Model Deployment

Follow these steps to deploy models with AI Quick Actions.

Model Deployment Creation

You can create a Model Deployment from the foundation models with the tag Ready to Deploy in the Model Explorer, or with fine tuned models. When you create a Model Deployment in AI Quick Actions, you're creating an OCI Data Science Model Deployment, which is a managed resource in the OCI Data Science Service. You can deploy the model as HTTP endpoints in OCI.

You need to have the necessary policy to use Data Science Model Deployment. You can select the compute shape for the model deployment. You can set up logging to monitor your model deployment. Logging is optional but it's highly recommended to help troubleshoot errors with your Model Deployment. You need to have the necessary policy to enable logging, see Model Deployment Logs for more information on logs. Under advanced option, you can select the number of instances to deploy and the Load Balancer bandwidth.

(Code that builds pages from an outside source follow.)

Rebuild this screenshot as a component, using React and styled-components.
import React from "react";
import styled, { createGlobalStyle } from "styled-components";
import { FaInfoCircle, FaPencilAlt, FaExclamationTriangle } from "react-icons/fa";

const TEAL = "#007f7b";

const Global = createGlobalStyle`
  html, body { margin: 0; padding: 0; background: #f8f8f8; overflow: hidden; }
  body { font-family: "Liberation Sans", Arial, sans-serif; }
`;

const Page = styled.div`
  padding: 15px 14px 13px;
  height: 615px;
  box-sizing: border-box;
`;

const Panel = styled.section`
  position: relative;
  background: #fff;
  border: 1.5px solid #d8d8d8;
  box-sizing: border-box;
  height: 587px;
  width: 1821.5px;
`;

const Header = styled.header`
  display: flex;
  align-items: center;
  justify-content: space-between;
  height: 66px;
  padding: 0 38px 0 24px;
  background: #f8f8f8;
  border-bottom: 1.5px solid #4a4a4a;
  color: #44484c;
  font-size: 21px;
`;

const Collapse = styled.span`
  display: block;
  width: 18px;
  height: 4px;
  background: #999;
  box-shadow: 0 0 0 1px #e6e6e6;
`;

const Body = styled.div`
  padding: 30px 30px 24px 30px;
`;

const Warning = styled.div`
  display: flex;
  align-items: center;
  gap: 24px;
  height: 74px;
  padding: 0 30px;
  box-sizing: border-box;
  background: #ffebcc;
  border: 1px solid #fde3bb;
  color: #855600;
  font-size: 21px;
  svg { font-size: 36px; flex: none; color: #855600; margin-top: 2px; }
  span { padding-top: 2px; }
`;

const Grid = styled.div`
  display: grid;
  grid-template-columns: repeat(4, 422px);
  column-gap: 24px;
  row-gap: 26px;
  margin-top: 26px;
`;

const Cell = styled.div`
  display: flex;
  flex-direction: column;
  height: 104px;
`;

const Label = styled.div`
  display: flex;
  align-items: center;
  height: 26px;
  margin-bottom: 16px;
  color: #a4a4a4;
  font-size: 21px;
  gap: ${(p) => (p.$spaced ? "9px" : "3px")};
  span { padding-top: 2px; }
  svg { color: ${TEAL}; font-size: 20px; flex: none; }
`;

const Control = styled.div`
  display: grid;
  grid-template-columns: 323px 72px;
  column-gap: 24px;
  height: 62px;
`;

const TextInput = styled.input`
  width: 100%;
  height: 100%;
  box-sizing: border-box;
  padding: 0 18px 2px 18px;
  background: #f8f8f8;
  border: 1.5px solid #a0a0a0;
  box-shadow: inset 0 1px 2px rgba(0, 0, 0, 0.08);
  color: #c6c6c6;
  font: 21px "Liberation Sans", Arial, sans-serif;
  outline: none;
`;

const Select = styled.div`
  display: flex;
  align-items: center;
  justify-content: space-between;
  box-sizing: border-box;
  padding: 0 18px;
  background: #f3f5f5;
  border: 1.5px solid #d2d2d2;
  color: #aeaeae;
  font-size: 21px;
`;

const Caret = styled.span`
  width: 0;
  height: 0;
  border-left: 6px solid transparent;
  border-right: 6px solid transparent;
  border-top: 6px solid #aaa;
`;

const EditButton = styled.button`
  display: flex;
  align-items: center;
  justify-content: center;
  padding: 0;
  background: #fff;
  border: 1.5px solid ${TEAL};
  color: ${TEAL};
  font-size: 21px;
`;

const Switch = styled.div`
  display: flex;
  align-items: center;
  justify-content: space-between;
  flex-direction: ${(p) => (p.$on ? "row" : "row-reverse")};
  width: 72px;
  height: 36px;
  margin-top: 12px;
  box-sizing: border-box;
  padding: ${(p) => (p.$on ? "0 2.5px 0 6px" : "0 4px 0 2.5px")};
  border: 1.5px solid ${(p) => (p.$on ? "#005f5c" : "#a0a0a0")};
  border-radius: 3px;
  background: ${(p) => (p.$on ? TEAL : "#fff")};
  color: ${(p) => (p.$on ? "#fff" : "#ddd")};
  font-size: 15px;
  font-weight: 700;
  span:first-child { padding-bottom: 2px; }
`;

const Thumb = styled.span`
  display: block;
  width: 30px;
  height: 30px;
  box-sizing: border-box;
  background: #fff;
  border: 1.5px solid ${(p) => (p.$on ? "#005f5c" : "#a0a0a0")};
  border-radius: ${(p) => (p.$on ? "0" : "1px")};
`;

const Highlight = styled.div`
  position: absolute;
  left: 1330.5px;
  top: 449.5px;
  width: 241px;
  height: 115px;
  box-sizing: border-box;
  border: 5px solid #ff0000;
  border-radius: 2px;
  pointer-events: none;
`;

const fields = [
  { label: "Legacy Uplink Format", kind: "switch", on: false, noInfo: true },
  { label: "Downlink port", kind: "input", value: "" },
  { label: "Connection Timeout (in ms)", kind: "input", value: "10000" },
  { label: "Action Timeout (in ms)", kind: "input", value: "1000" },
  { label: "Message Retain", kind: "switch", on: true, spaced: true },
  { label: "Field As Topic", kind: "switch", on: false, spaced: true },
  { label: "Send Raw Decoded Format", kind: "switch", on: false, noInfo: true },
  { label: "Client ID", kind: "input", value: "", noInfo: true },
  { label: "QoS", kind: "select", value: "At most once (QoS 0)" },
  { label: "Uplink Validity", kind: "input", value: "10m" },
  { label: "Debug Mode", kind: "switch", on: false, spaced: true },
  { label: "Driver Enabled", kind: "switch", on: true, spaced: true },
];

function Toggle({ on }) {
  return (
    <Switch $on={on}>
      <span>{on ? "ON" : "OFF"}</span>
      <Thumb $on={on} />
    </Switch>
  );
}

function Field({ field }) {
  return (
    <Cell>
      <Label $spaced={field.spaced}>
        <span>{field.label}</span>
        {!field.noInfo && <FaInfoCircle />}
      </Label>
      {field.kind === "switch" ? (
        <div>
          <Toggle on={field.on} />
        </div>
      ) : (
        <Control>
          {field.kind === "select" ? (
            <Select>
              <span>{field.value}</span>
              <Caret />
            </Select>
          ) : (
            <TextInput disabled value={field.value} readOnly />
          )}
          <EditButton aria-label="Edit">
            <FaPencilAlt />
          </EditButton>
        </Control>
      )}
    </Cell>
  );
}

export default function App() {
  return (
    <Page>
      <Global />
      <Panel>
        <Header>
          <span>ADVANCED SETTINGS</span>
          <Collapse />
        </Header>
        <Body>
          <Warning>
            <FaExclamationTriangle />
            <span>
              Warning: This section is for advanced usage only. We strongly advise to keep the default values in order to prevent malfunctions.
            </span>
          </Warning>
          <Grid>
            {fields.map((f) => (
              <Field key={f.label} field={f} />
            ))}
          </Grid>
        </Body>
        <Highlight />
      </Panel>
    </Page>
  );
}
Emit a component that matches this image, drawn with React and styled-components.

See Model Deployment on GitHub for more information about, and tips on, deploying models.

    1. Navigate to the Model Explorer.
    2. Select the model card for the model you want to deploy.
    3. Select Deploy to deploy the model.
      The Deploy model page is displayed.
      1. Give the deployment a name.
      2. Select a compute shape.
      3. Optional: Select a log group.
      4. Optional: Select a predict and access log.
      5. Optional: Under Inference mode select a completion endpoint from the default value /v1/completions or the value /v1/chat/completions.
        Note

        To use image payload for a multimodal model, you must select the Inference mode /v1/chat/completions.
      6. Optional: Select a private endpoint.
        Note

        A private endpoint must be created as a prerequisite for the model deployment resource.

        The private endpoint feature for model deployment is only enabled in the OC1 realm. For other realms, create a service request for Data Science.

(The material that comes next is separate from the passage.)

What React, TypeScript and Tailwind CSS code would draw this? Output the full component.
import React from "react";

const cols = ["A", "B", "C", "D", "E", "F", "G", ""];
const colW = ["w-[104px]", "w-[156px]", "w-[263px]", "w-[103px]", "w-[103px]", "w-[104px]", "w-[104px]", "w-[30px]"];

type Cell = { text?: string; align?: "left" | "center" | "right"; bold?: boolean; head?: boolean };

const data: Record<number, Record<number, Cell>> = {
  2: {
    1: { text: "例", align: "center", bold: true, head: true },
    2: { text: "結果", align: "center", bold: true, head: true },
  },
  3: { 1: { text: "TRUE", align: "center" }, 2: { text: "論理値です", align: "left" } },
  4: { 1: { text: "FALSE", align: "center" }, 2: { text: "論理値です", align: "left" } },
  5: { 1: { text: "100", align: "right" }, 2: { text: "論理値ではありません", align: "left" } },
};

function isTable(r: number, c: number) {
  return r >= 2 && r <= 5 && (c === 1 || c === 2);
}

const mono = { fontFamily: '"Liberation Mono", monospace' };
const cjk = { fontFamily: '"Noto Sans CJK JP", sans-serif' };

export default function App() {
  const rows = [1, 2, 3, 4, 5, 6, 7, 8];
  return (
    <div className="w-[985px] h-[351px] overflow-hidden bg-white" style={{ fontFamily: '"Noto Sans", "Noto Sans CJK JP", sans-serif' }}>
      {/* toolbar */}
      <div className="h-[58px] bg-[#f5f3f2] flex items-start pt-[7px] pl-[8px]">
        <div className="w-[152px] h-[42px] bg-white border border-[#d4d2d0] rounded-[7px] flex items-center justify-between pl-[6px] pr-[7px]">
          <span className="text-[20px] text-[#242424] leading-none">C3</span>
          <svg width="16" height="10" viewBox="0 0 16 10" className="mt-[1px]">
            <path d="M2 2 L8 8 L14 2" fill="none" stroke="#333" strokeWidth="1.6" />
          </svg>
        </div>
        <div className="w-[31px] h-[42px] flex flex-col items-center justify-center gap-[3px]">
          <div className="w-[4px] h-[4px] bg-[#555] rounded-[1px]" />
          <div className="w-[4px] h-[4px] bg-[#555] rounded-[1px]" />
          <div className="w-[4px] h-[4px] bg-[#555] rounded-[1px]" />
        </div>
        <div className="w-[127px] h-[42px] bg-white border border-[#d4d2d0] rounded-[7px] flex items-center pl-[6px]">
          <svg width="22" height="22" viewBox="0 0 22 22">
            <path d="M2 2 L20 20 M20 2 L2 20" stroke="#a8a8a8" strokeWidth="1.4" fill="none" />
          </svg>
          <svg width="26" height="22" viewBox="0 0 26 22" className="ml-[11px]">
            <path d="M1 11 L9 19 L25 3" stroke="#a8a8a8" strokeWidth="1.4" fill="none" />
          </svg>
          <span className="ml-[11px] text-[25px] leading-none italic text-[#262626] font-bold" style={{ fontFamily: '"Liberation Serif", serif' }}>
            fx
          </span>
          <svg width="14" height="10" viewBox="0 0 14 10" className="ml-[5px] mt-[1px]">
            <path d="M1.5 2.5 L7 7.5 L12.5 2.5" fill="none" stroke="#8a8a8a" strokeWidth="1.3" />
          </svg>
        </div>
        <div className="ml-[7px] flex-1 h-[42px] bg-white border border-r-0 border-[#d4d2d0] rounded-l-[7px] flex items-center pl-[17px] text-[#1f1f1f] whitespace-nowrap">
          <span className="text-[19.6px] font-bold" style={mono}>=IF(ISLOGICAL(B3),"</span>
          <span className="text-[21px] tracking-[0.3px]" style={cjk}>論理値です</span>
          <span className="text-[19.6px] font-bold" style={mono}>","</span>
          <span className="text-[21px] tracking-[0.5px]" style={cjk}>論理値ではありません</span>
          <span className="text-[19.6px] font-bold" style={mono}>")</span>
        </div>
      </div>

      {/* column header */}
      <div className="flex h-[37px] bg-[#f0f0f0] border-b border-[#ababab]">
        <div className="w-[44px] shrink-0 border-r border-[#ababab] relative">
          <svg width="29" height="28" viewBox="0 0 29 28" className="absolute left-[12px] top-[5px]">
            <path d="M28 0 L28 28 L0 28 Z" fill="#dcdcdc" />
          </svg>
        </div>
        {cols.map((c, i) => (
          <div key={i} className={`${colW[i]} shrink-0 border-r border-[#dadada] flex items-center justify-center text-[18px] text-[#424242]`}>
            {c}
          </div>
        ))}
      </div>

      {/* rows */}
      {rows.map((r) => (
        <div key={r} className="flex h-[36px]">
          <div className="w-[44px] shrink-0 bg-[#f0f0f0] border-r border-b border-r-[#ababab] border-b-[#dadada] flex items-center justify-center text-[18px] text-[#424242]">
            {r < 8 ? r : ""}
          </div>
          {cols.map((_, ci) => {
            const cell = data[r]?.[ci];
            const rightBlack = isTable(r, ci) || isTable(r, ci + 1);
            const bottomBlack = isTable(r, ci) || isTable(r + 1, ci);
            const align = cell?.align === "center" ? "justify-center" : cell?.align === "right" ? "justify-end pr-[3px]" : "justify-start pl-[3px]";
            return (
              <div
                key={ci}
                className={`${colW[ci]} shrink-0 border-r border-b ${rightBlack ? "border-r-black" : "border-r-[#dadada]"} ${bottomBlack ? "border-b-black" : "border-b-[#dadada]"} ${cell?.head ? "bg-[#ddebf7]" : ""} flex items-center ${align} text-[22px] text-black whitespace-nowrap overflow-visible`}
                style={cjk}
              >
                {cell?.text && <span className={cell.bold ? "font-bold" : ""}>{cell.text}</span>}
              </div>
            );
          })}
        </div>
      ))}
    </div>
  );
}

      7. Select Show advanced options.
      8. Update the instance count, and update the Load Balancer bandwidth.
      9. Optional: Under Inference container select an inference container.
      10. Select Deploy.
    4. Under AI Quick Actions, select Deployments.
      The list of model deployments is shown. For the deployment created in step 3, wait for Lifecycle state to become Active before clicking it to use it.
    5. Scroll to display the Inference Window.
    6. Enter text in Prompt to test the model.
    7. (Optional) Adjust the model parameters as appropriate.
    8. Click Generate.
      The output is displayed in Response.
  • For a complete list of parameters and values for AI Quick Actions CLI commands, see AI Quick Actions CLI.

  • This task can't be performed using the API.

Invoke Model Deployment in AI Quick Actions

You can invoke model deployment in AI Quick Actions from the CLI or Python SDK.

For more information, see the section on model deployment tips in GitHub.

Model Artifacts

Where to find model artifacts.

When a model is downloaded into a Model Deployment instance, it's downloaded in the /opt/ds/model/deployed_model/<object_storage_folder_name_and_path> folder.